- _Work instructions_
In the records below, pick out all lines containing the word "this".

- _Extracted entries_
— Start —
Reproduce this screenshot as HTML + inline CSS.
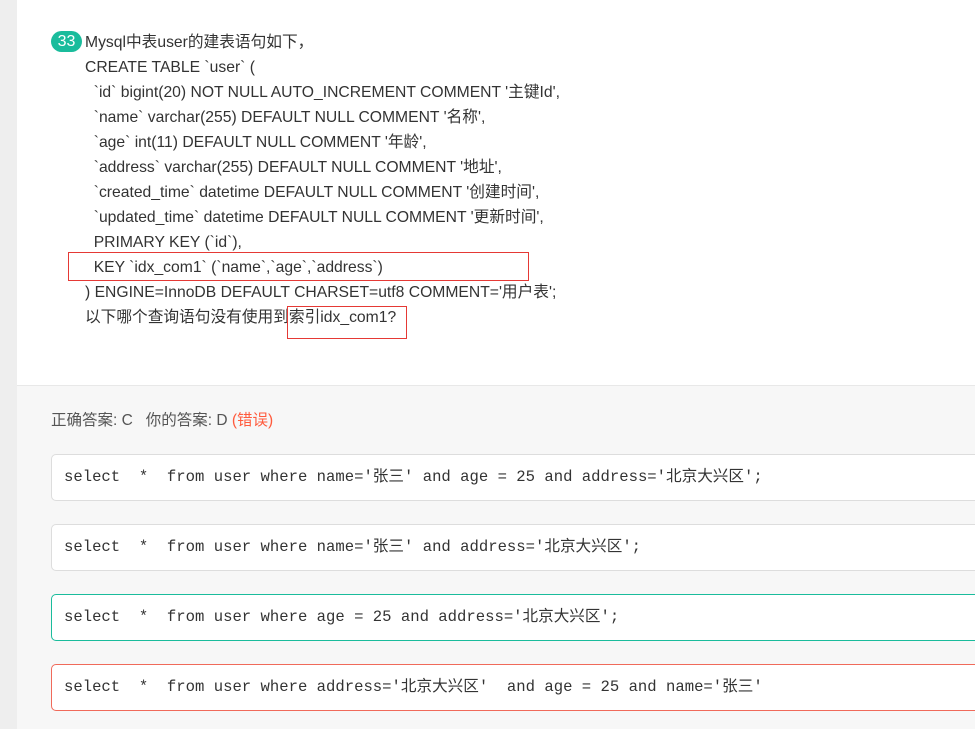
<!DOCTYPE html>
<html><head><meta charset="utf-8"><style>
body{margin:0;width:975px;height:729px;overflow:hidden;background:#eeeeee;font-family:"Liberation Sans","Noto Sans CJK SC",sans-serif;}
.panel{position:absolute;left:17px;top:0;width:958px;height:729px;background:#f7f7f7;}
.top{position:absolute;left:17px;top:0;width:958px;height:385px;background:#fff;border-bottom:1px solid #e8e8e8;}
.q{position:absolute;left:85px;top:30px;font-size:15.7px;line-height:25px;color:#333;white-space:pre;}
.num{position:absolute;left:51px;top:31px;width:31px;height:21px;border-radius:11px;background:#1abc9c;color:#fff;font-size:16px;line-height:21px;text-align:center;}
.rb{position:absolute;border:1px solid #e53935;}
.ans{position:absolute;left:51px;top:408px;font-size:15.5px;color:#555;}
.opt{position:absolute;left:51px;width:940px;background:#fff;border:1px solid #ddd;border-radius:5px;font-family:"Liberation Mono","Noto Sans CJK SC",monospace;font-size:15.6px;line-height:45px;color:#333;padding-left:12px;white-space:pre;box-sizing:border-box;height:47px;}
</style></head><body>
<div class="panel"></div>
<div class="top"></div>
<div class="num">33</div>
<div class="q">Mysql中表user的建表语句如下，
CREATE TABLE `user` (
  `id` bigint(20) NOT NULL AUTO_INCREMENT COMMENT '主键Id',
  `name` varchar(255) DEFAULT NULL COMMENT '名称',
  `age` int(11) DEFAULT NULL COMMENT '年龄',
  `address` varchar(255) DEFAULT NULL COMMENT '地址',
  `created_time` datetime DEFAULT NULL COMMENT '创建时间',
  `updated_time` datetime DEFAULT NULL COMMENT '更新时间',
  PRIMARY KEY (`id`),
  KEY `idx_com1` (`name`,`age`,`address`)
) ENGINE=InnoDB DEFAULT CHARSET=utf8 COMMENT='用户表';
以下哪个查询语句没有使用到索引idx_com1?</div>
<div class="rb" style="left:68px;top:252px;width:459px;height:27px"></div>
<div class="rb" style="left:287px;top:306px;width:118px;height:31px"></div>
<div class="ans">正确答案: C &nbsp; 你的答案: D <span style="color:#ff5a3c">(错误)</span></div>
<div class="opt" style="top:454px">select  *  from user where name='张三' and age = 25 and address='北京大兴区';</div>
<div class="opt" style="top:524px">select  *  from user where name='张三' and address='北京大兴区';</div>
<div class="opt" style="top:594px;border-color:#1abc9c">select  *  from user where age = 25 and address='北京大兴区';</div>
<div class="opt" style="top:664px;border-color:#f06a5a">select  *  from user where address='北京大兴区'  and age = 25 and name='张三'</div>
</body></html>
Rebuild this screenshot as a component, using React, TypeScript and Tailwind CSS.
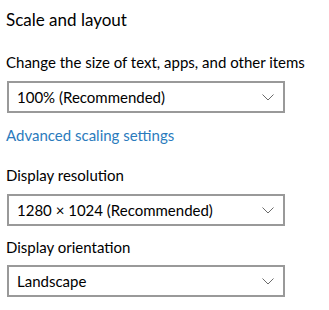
— End —
— Start —
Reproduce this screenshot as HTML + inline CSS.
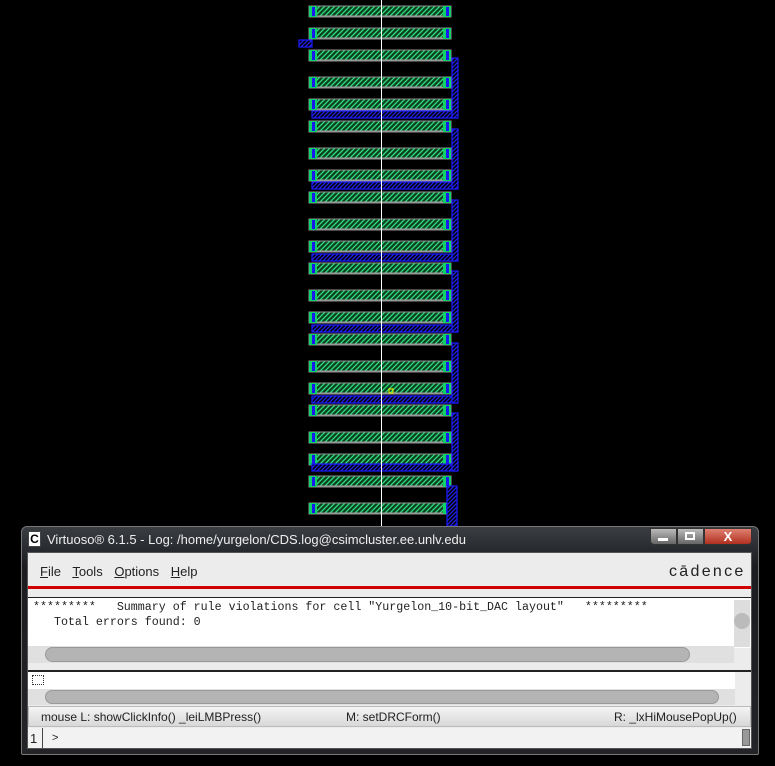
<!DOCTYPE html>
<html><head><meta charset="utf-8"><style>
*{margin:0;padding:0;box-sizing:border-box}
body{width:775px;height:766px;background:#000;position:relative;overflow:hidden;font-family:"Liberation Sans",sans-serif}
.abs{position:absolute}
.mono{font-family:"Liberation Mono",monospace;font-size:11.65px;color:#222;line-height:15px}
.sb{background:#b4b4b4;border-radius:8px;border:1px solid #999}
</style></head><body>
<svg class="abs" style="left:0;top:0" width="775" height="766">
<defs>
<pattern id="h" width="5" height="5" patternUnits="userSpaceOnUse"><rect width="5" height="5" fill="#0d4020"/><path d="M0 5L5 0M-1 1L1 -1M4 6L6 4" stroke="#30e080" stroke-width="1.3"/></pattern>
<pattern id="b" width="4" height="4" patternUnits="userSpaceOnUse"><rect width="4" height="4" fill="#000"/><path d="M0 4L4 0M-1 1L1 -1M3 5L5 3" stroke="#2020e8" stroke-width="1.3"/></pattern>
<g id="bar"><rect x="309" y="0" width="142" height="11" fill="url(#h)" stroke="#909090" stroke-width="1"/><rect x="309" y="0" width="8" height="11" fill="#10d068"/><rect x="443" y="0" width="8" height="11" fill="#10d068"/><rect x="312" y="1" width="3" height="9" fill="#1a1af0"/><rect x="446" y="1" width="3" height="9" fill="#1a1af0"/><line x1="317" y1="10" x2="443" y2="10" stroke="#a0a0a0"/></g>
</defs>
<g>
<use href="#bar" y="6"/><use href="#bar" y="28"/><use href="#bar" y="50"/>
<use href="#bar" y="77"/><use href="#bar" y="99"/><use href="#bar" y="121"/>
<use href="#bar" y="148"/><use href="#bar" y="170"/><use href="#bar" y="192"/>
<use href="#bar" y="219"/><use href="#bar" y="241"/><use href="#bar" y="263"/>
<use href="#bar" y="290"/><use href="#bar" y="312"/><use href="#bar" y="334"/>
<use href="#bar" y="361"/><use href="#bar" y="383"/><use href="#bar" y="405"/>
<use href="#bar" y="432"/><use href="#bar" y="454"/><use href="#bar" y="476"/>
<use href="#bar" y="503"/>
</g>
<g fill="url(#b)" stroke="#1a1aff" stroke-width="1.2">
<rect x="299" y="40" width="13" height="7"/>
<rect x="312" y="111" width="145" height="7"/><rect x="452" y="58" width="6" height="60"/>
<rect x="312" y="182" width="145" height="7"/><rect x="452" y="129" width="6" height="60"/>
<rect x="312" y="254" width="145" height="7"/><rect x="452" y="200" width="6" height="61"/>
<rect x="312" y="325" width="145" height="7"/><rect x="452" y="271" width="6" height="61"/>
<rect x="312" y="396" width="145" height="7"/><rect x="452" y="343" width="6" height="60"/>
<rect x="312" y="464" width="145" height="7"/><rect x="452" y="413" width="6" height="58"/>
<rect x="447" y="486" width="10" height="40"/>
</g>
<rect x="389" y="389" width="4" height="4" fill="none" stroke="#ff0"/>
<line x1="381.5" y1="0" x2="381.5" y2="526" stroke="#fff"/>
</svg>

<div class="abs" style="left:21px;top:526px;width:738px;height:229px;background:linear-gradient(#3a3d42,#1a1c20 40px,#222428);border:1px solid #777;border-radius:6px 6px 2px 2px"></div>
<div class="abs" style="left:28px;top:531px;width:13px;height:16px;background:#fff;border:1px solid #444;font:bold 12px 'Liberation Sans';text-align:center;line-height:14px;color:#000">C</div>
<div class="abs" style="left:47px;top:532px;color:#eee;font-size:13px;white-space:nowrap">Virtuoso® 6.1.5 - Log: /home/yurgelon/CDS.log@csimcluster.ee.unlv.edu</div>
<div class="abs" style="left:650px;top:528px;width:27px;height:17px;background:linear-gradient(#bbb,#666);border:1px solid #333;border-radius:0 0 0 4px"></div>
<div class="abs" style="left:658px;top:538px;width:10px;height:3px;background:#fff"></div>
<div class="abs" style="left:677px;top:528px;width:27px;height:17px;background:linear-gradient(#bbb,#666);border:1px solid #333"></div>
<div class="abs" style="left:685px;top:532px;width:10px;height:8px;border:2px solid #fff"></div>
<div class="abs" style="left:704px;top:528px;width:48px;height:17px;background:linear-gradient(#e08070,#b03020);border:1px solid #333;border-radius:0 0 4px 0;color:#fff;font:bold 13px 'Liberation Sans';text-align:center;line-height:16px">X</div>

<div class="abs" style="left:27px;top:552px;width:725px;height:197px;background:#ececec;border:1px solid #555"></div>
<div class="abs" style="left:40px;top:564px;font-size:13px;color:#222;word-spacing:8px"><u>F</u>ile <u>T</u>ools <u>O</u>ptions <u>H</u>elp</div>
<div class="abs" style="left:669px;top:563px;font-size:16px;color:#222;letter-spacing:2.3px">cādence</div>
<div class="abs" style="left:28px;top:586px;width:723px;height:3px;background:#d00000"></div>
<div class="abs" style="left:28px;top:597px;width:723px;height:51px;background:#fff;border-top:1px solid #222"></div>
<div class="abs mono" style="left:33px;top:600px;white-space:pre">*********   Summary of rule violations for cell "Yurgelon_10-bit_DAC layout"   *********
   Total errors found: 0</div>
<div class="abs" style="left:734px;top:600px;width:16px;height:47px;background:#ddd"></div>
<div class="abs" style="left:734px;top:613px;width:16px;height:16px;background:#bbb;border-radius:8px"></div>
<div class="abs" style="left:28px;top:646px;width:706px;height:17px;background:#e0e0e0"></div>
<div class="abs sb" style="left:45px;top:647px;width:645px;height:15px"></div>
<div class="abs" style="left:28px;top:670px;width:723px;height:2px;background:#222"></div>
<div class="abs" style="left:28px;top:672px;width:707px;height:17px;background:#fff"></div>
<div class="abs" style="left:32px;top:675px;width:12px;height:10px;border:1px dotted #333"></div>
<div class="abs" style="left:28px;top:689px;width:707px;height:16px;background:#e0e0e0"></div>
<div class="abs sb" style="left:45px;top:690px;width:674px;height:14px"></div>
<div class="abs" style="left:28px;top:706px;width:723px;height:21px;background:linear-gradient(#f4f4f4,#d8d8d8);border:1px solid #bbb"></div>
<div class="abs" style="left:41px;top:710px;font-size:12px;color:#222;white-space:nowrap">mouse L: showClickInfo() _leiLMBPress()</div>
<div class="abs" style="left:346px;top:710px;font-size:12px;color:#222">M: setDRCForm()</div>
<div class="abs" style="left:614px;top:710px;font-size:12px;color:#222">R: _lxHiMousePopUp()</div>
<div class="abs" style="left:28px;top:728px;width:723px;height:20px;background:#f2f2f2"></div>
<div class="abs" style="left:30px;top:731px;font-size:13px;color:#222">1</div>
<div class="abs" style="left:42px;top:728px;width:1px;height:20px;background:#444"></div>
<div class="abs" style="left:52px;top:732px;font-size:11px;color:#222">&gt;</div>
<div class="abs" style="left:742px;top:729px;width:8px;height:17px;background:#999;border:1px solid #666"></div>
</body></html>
— End —
— Start —
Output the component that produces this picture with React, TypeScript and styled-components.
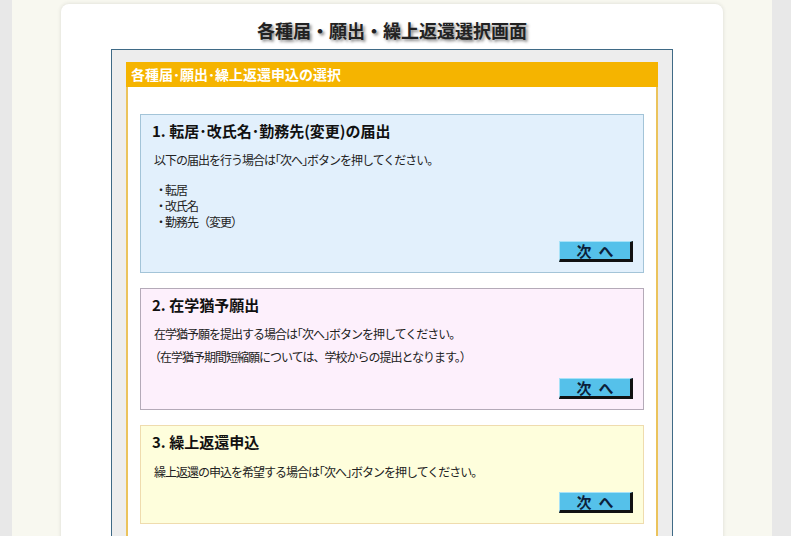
— End —
- _Problem solution_
Reproduce this screenshot as HTML + inline CSS.
Rebuild this screenshot as a component, using React, TypeScript and Tailwind CSS.
Reproduce this screenshot as HTML + inline CSS.
Output the component that produces this picture with React, TypeScript and styled-components.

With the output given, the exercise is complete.